None of those terms set out by Lavrov will please Scholz or UvdL or Biden, or their successors, but the loss of the sanctions war, the military inadequacy of NATO itself, and the fact that the best soldiers NATO had, the Ukrainians, have now mostly been thrown away, no longer leaves them any choice in the matter.
So we need not fear nuclear, unless accidental. We’re merely waiting to see how many more lives are going to be thrown away before our politicians work out how to extricate themselves from the disaster without losing face. They’ll probably screw up on that too, as they screw up on just about everything else they set their hands to.
EO,
“As has been blindingly obvious since February 2022 there was never a military war here to be won. Our respective politicians put their money on the sanctions war, as all have now forgotten”
Agreed.
The sanction war was fought brilliantly by Valdimir Putin and Xi Jinping. Floating the rubles, pegging the rubles to oil and gold, and China loaning their USD to Russia (i.e. Russia can paying debt denominated in USD and never was in default).
All and all, it seems Russia and China were a few steps ahead of the West.
TonyL – I didn’t know about the Chinese loans.
Was always horrified by the sanctions war anyway. Never thought it would work. And it was odd back then, even now I suppose, watching an entire continent wrecking itself. Death wish Europe.
.
A Russian gives a perceptive and I believe accurate view on the American government/political/media/cultural scene:
“Russia Ambassador Exits US With Warning of ‘Nuclear Catastrophe’ ”

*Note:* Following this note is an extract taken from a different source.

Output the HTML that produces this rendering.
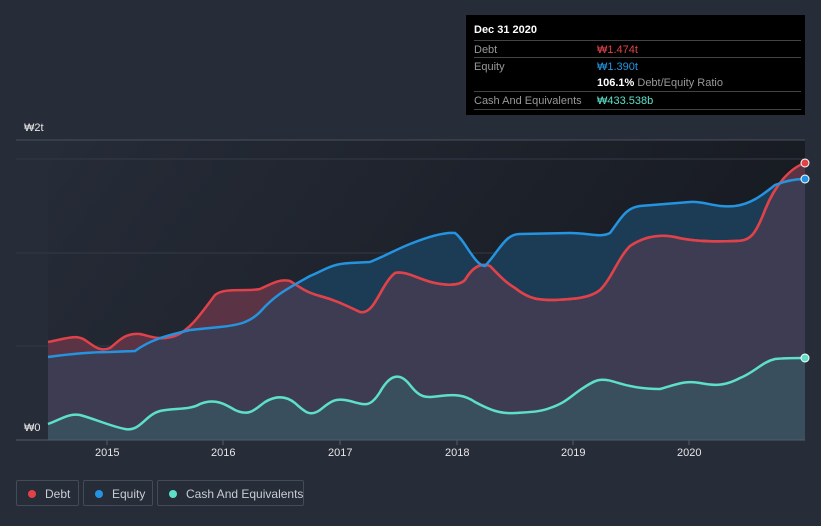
<!DOCTYPE html>
<html><head><meta charset="utf-8"><style>
body{margin:0;width:821px;height:526px;background:#262c38;font-family:"Liberation Sans","Noto Sans CJK KR",sans-serif;overflow:hidden;position:relative}
.tip{position:absolute;left:466px;top:15px;width:339px;height:100px;background:#000;color:#fff;font-size:11px}
.tip .r{position:absolute;left:8px;width:327px;border-top:1px solid #444;height:18px;line-height:18px;color:#999}
.tip .v{position:absolute;left:123px}
.leg{position:absolute;top:480px;height:26px;border:1px solid #444b57;border-radius:2px;color:#c9ccd2;font-size:12px;line-height:26px;box-sizing:border-box;white-space:nowrap}
.leg i{position:absolute;left:11px;top:9px;width:8px;height:8px;border-radius:50%}
.ax{position:absolute;color:#e6e6e6;font-size:11px}
</style></head><body>
<svg width="821" height="526" style="position:absolute;left:0;top:0">
<defs>
<clipPath id="ce"><path d="M48,357 C70,354 90,352 110,352 L135,351 C150,340 165,336 190,330 L220,327 C240,325 250,322 260,312 C275,295 285,290 310,276 C325,270 330,264 350,263 L370,262 C385,256 395,250 410,244 C430,236 445,232 455,233 C465,240 475,266 485,266 C500,250 505,234 520,234 L570,233 C590,233 600,238 610,233 C620,220 625,208 640,206 L690,202 C705,201 715,208 735,206 C750,204 760,197 775,185 C785,181 795,179 805,179 L805,440 L48,440 Z"/></clipPath>
<linearGradient id="bg" x1="0" y1="0" x2="1" y2="0.3"><stop offset="0" stop-color="#262c38"/><stop offset="1" stop-color="#171a21"/></linearGradient>
</defs>
<rect x="48" y="140" width="757" height="300" fill="url(#bg)"/>
<g stroke="#333a47" stroke-width="1">
<line x1="16" y1="159" x2="805" y2="159"/><line x1="16" y1="253" x2="805" y2="253"/><line x1="16" y1="346" x2="805" y2="346"/>
</g>
<line x1="16" y1="140" x2="805" y2="140" stroke="#4a505c"/>
<path d="M48,357 C70,354 90,352 110,352 L135,351 C150,340 165,336 190,330 L220,327 C240,325 250,322 260,312 C275,295 285,290 310,276 C325,270 330,264 350,263 L370,262 C385,256 395,250 410,244 C430,236 445,232 455,233 C465,240 475,266 485,266 C500,250 505,234 520,234 L570,233 C590,233 600,238 610,233 C620,220 625,208 640,206 L690,202 C705,201 715,208 735,206 C750,204 760,197 775,185 C785,181 795,179 805,179 L805,440 L48,440 Z" fill="#1c3b55"/>
<path d="M48,342 C65,339 75,334 85,340 C95,347 100,352 110,348 C120,340 125,333 140,334 C150,336 160,341 175,336 C190,330 200,315 215,295 C225,287 245,292 260,289 C275,282 280,279 290,281 C300,287 305,292 320,296 C335,300 345,305 360,312 C375,315 380,285 395,273 C405,270 420,280 435,283 C450,286 460,285 465,280 C472,268 480,262 490,266 C500,276 505,282 515,288 C530,300 540,300 555,300 C575,299 590,298 600,290 C612,278 618,258 630,246 C645,236 660,234 675,237 C690,241 710,242 735,241 C750,241 755,236 765,210 C775,185 790,168 805,163 L805,440 L48,440 Z" fill="#5a3344"/>
<path d="M48,342 C65,339 75,334 85,340 C95,347 100,352 110,348 C120,340 125,333 140,334 C150,336 160,341 175,336 C190,330 200,315 215,295 C225,287 245,292 260,289 C275,282 280,279 290,281 C300,287 305,292 320,296 C335,300 345,305 360,312 C375,315 380,285 395,273 C405,270 420,280 435,283 C450,286 460,285 465,280 C472,268 480,262 490,266 C500,276 505,282 515,288 C530,300 540,300 555,300 C575,299 590,298 600,290 C612,278 618,258 630,246 C645,236 660,234 675,237 C690,241 710,242 735,241 C750,241 755,236 765,210 C775,185 790,168 805,163 L805,440 L48,440 Z" fill="#3d3c53" clip-path="url(#ce)"/>
<path d="M48,424 C60,420 68,413 80,415 C95,419 110,426 125,429 C140,432 145,415 160,411 C175,408 190,410 200,404 C215,398 225,404 235,410 C250,417 255,409 265,402 C275,396 285,395 295,403 C305,412 310,417 320,410 C330,402 335,397 350,401 C365,405 370,408 380,392 C390,374 400,372 410,385 C420,398 425,398 440,396 C455,394 465,395 475,402 C490,410 500,414 515,413 C530,412 540,412 550,408 C565,403 570,397 580,390 C595,380 600,377 615,382 C630,387 645,389 660,389 C675,385 685,380 700,383 C715,386 725,386 740,378 C755,372 762,362 775,359 C785,358 795,358 805,358 L805,440 L48,440 Z" fill="#3a5560" fill-opacity="0.75"/>
<g id="dl"><path id="dp" d="M48,342 C65,339 75,334 85,340 C95,347 100,352 110,348 C120,340 125,333 140,334 C150,336 160,341 175,336 C190,330 200,315 215,295 C225,287 245,292 260,289 C275,282 280,279 290,281 C300,287 305,292 320,296 C335,300 345,305 360,312 C375,315 380,285 395,273 C405,270 420,280 435,283 C450,286 460,285 465,280 C472,268 480,262 490,266 C500,276 505,282 515,288 C530,300 540,300 555,300 C575,299 590,298 600,290 C612,278 618,258 630,246 C645,236 660,234 675,237 C690,241 710,242 735,241 C750,241 755,236 765,210 C775,185 790,168 805,163" fill="none" stroke="#e0424a" stroke-width="2.5"/></g>
<use href="#dp" stroke="#b04e60" clip-path="url(#ce)" style="stroke:#b04e60"/>
<path d="M48,357 C70,354 90,352 110,352 L135,351 C150,340 165,336 190,330 L220,327 C240,325 250,322 260,312 C275,295 285,290 310,276 C325,270 330,264 350,263 L370,262 C385,256 395,250 410,244 C430,236 445,232 455,233 C465,240 475,266 485,266 C500,250 505,234 520,234 L570,233 C590,233 600,238 610,233 C620,220 625,208 640,206 L690,202 C705,201 715,208 735,206 C750,204 760,197 775,185 C785,181 795,179 805,179" fill="none" stroke="#2594e0" stroke-width="2.5"/>
<path d="M48,424 C60,420 68,413 80,415 C95,419 110,426 125,429 C140,432 145,415 160,411 C175,408 190,410 200,404 C215,398 225,404 235,410 C250,417 255,409 265,402 C275,396 285,395 295,403 C305,412 310,417 320,410 C330,402 335,397 350,401 C365,405 370,408 380,392 C390,374 400,372 410,385 C420,398 425,398 440,396 C455,394 465,395 475,402 C490,410 500,414 515,413 C530,412 540,412 550,408 C565,403 570,397 580,390 C595,380 600,377 615,382 C630,387 645,389 660,389 C675,385 685,380 700,383 C715,386 725,386 740,378 C755,372 762,362 775,359 C785,358 795,358 805,358" fill="none" stroke="#5ee0c8" stroke-width="2.5"/>
<circle cx="805" cy="163" r="4" fill="#e0424a" stroke="#fff" stroke-width="1"/>
<circle cx="805" cy="179" r="4" fill="#2594e0" stroke="#fff" stroke-width="1"/>
<circle cx="805" cy="358" r="4" fill="#5ee0c8" stroke="#fff" stroke-width="1"/>
<line x1="16" y1="440" x2="805" y2="440" stroke="#555c68"/>
<g stroke="#555c68"><line x1="107" y1="440" x2="107" y2="445"/><line x1="223" y1="440" x2="223" y2="445"/><line x1="340" y1="440" x2="340" y2="445"/><line x1="457" y1="440" x2="457" y2="445"/><line x1="573" y1="440" x2="573" y2="445"/><line x1="689" y1="440" x2="689" y2="445"/></g>
</svg>
<div class="ax" style="left:24px;top:122px">₩2t</div>
<div class="ax" style="left:24px;top:422px">₩0</div>
<div class="ax" style="left:95px;top:447px">2015</div>
<div class="ax" style="left:211px;top:447px">2016</div>
<div class="ax" style="left:328px;top:447px">2017</div>
<div class="ax" style="left:445px;top:447px">2018</div>
<div class="ax" style="left:561px;top:447px">2019</div>
<div class="ax" style="left:677px;top:447px">2020</div>
<div class="tip">
<div style="position:absolute;left:8px;top:9px;font-weight:bold">Dec 31 2020</div>
<div class="r" style="top:25px">Debt<span class="v" style="color:#e0424a">₩1.474t</span></div>
<div class="r" style="top:42px">Equity<span class="v" style="color:#2594e0">₩1.390t</span></div>
<div class="r" style="top:59px;border-top:none"><span class="v"><b style="color:#fff">106.1%</b> Debt/Equity Ratio</span></div>
<div class="r" style="top:76px">Cash And Equivalents<span class="v" style="color:#5ee0c8">₩433.538b</span></div>
<div class="r" style="top:94px;height:0"></div>
</div>
<div class="leg" style="left:16px;width:63px"><i style="background:#e0424a"></i><span style="margin-left:28px">Debt</span></div>
<div class="leg" style="left:83px;width:70px"><i style="background:#2594e0"></i><span style="margin-left:28px">Equity</span></div>
<div class="leg" style="left:157px;width:147px"><i style="background:#5ee0c8"></i><span style="margin-left:28px">Cash And Equivalents</span></div>
</body></html>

https://www.newsweek.com/russia-ambassador-warns-nuclear-catastrophe-anatoly-antonov-1967309
“Russia’s top envoy to the United States has ended his term, leaving behind an ominous forecast about the risk of deteriorating bilateral ties escalating into a nuclear-armed clash over the ongoing war in Ukraine
…
“Washington is continuing a dangerous discussion about the possibility of giving Ukrainians a permission to strike deep into Russian territory with Western long-range missiles.” “
Keith Harbaugh,
He’s right about one thing. Russia’s continuing invasion of Ukraine is upping the ante on nuclear war. I’m surprised they didn’t scream for nuclear war when Ukraine actually invaded Russian territory at Kursk. The same with the now daily Ukrainian drone strikes deep into Russian territory.